Quienes trabajamos en los medios entendemos la magia de la palabras, su peso y su liviandad. Hay palabras que se quedan secas mientras otras se hinchan como pompas de jabón. Las hay que se vuelven imprescindibles para sellar un discurso correcto y otras que se vuelven malditas, casi impronunciables, porque cubren de sospecha a quien se asocia a ellas.
Les pasa estos días a los obispos con la palabra diálogo, aplicada a la gravísima situación que se vive en Cataluña, y por extensión en toda España. Ciertamente es una palabra manoseada, a veces vaciada de significado, desprovista de anclajes, convertida en objeto decorativo pero imprescindible. A veces, peor aún, en coartada. Y sin embargo, si no existiera tendríamos inmediatamente que inventarla para poder vivir.
¿Diálogo con qué finalidad, en qué condiciones, con qué interlocutores? Son preguntas serias y legítimas que demandan una respuesta cuando hablamos de diálogo en medio de una situación de flagrante violación de la ley y de dramática fractura de la convivencia. Así que haremos bien en comprobar en qué sentido y con qué empaque se refieren los obispos al diálogo. En la Declaración de la Comisión Permanente leída por su Presidente, cardenal Blázquez, se reclama con tono de emergencia evitar decisiones y actuaciones irreversibles y de graves consecuencias que se sitúen al margen de la práctica democrática amparada por las legítimas leyes que garantizan muestra convivencia pacífica. Aquí tenemos una primera definición del marco para el susodicho diálogo, más aún, una defensa cerrada del marco constitucional. ¡Curioso!, todos estos días he tenido que escuchar y leer afirmaciones llenas de reproche y hasta de insultos, que acusan a los obispos desentenderse de la Constitución, cuando en su texto, negro sobre blanco, se afirma la necesidad de «respetar los cauces y principios que el pueblo ha sancionado en la Constitución». Una cita, por cierto, que pertenece a la Plenaria de febrero de 1981, celebrada cinco días después del golpe del 23-F.
La Declaración habla de «diálogo desde la verdad y la búsqueda del bien común» que a alguno le parecerá una pastelería. Vayamos con tiento. La Declaración requiere “salvaguardar los bienes comunes de siglos y los derechos propios de los diferentes pueblos que conforman el Estado”, lo que indica que ese diálogo no puede producirse en el vacío, sino sobre la base de una experiencia histórica de unidad que ha generado tantos buenos frutos, sin negar que en el camino han surgido y surgirán conflictos y dificultades que se pueden y se deben afrontar entre todos.
Que la palabra diálogo se haya vuelto resbaladiza estos días y que sirva de coartada a algunos para justificar sus intereses más o menos inconfesables, no es razón para demonizar a quien osa utilizarla con razones y buen sentido.

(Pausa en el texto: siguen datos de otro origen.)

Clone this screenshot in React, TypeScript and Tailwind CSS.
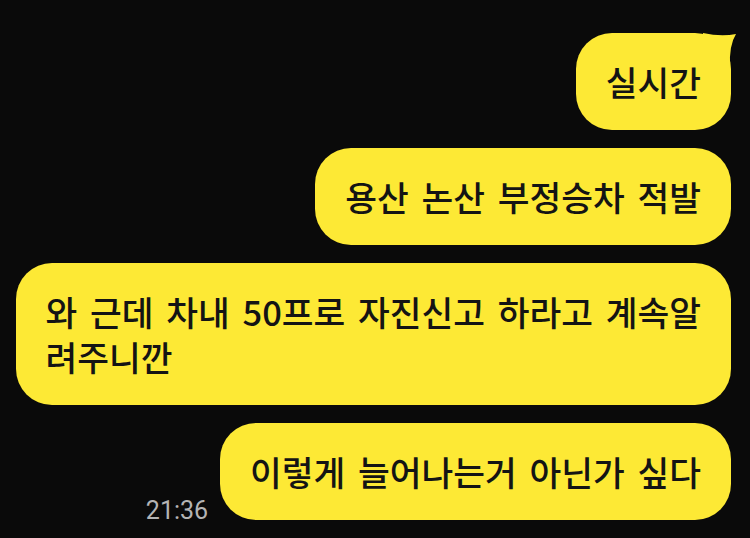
const MESSAGES = [
  { id: 1, lines: ["실시간"], tail: true },
  { id: 2, lines: ["용산 논산 부정승차 적발"] },
  { id: 3, lines: ["와 근데 차내 50프로 자진신고 하라고 계속알", "려주니깐"] },
  { id: 4, lines: ["이렇게 늘어나는거 아닌가 싶다"], time: "21:36" },
];

function Bubble({ lines, tail }: { lines: string[]; tail?: boolean }) {
  return (
    <div className="relative rounded-[36px] bg-[#fde935] px-[30px] py-[26px] text-[34.5px] font-medium leading-[45px] text-[#141414] whitespace-nowrap [word-spacing:5px]">
      {tail ? (
        <svg viewBox="0 0 34 34" className="absolute right-[-6px] top-0 h-[34px] w-[34px]">
          <path d="M0 0 Q18 4 33 1 Q26 12 27 34 L0 34 Z" fill="#fde935" />
        </svg>
      ) : null}
      {lines.map((line, i) => (
        <div key={i} className="relative">{line}</div>
      ))}
    </div>
  );
}

export default function App() {
  return (
    <div
      className="flex h-[538px] w-[750px] flex-col items-end gap-[18px] overflow-hidden bg-[#0a0a0a] pr-[19px] pt-[33px]"
      style={{ fontFamily: '"Noto Sans CJK KR", "Noto Sans", sans-serif' }}
    >
      {MESSAGES.map((m) => (
        <div key={m.id} className="flex items-end gap-[12px]">
          {m.time ? (
            <span className="mb-[-3px] font-['Roboto',sans-serif] text-[25px] leading-none text-[#b4b4b4]">
              {m.time}
            </span>
          ) : null}
          <Bubble lines={m.lines} tail={m.tail} />
        </div>
      ))}
    </div>
  );
}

La Iglesia no es un sujeto político y no puede ofrecer soluciones políticas, pero sí se siente implicada en la suerte de la sociedad en la que está enraizada, y es parte de su misión ofrecer (también a los agentes propiamente políticos) su concepción de la vida y de la ciudad común que nace del Evangelio. El cardenal Blázquez ha evocado repetidamente estos días aquellas jornadas difíciles pero apasionantes de la transición, cuando fue posible la concordia (y la Iglesia tanto contribuyó a ello), y ha recordado que en el espacio de ese edificio institucional que nos alberga y protege a todos ha sido y es posible plantear cualquier aspiración, para que sea debatida y su solución acordada. No es distinto a lo que dijo en un pasaje de su discurso el Rey Felipe VI.
Cabe plantear si en medio del vértigo de estas horas merece la pena seguir mencionando esta palabra, que hace a algunos encogerse de hombros y a otros les suscita incluso violencia. Pero si somos sinceros y pensamos en pasado mañana, nadie podrá negar que hará falta algo más que el imprescindible ejercicio del Estado para defender las leyes, si queremos que Cataluña sea una sociedad cohesionada y marcada por una verdadera amistad cívica con el resto de España. Sí, hará falta dialogar y será un trabajo arduo y necesitado de paciencia y benevolencia. Y la Iglesia, con toda la limitación de sus miembros, estará ahí para alentarlo y sostenerlo.